- Interactive map of Granby Provincial Park
- Location: Similkameen Division Yale Land District, British Columbia, Canada
- Nearest city: Kelowna, BC
- Coordinates: 49°44′29″N 118°27′45″W﻿ / ﻿49.74139°N 118.46250°W
- Area: 41,156 ha (101,700 acres)
- Established: July 13, 1995
- Governing body: BC Parks

= Granby Provincial Park =

Provincial park in British Columbia, Canada

Granby Provincial Park is a provincial park in British Columbia, Canada. It is located north of Grand Forks and contains the northern portion of the Granby River. The park is 411.56 km^{2} in size.

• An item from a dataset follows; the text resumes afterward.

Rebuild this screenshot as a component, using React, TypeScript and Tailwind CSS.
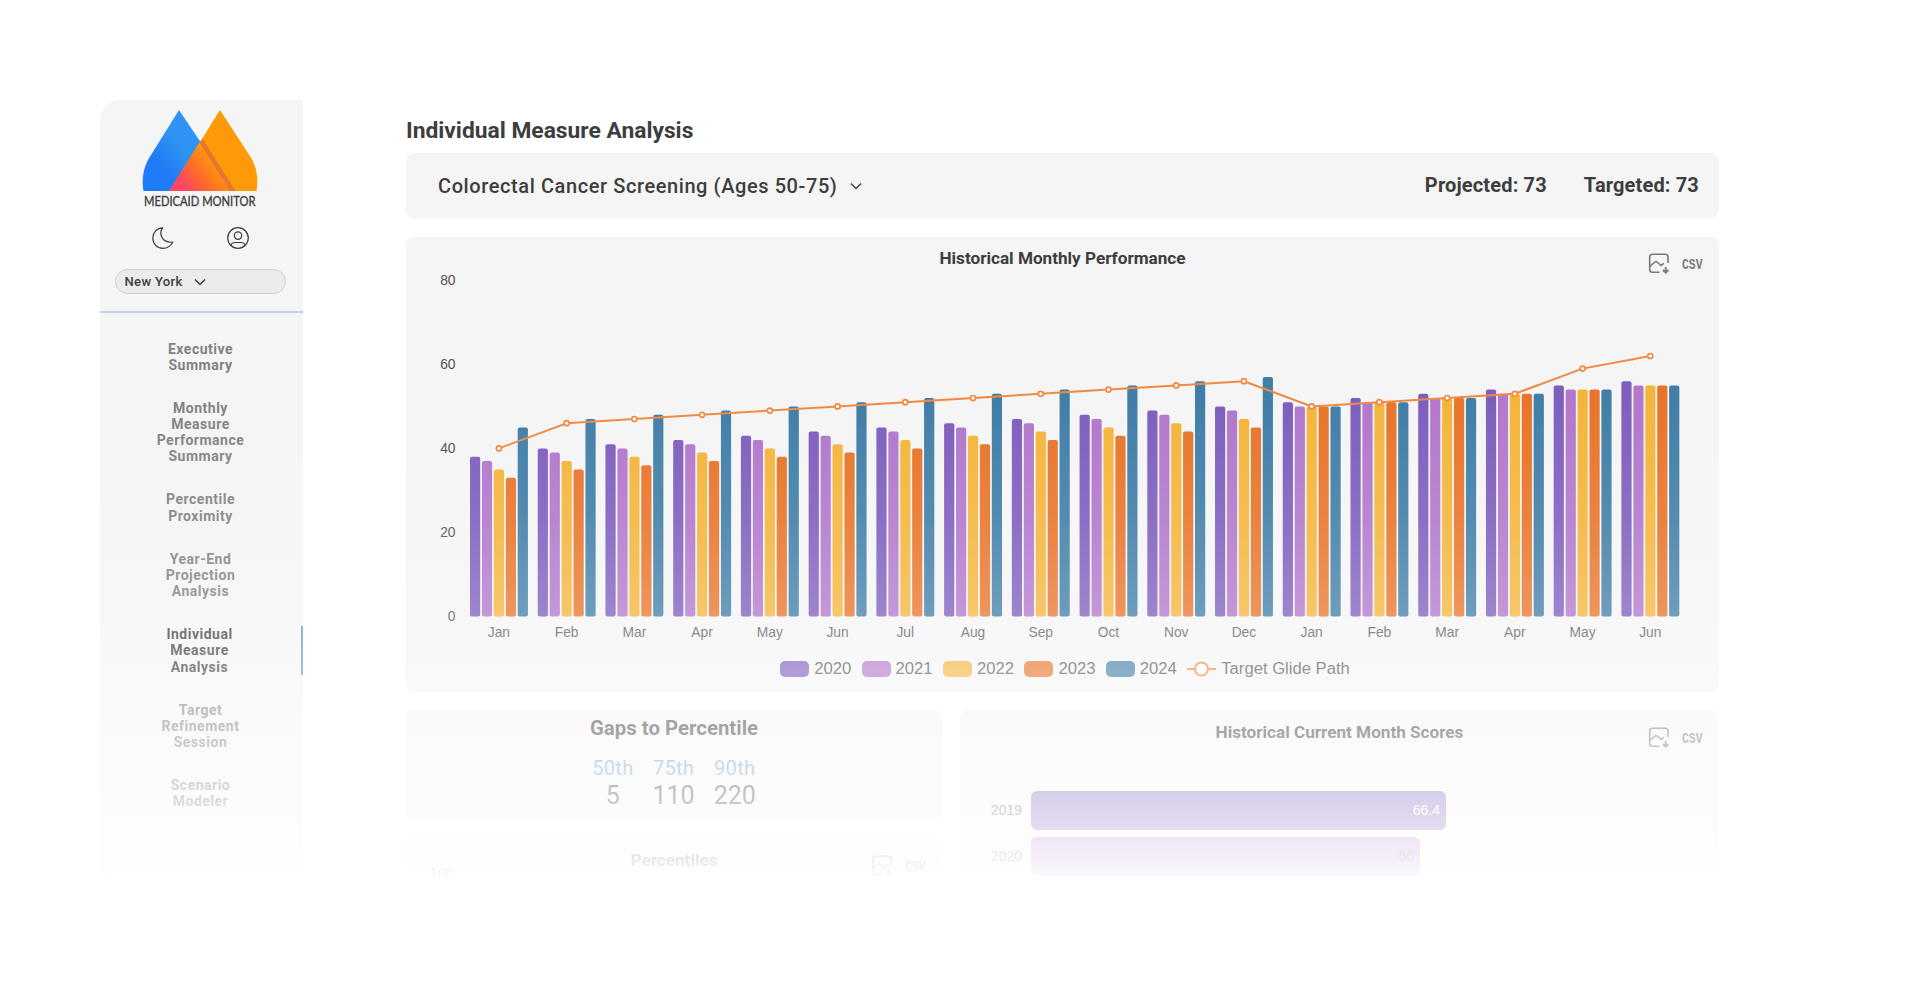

Granby Park is one of the least-known and least-explored wilderness areas in southern British Columbia. This undeveloped park encompasses the headwaters of the Granby River and several adjacent basins, and is one of the last major watersheds in the Boundary region to be protected from logging.

== Facilities ==
This 40,845-hectare park is very new, having just opened up to the public in 1995. The park is new enough that it lacks adequate signage and formal facilities. There are no facilities in the park, not even an outhouse. All camping in the park is wilderness camping, and visitors are expected to practice 'no trace' camping. Visitors need to be self-contained and prepared to wait for help in case of emergency.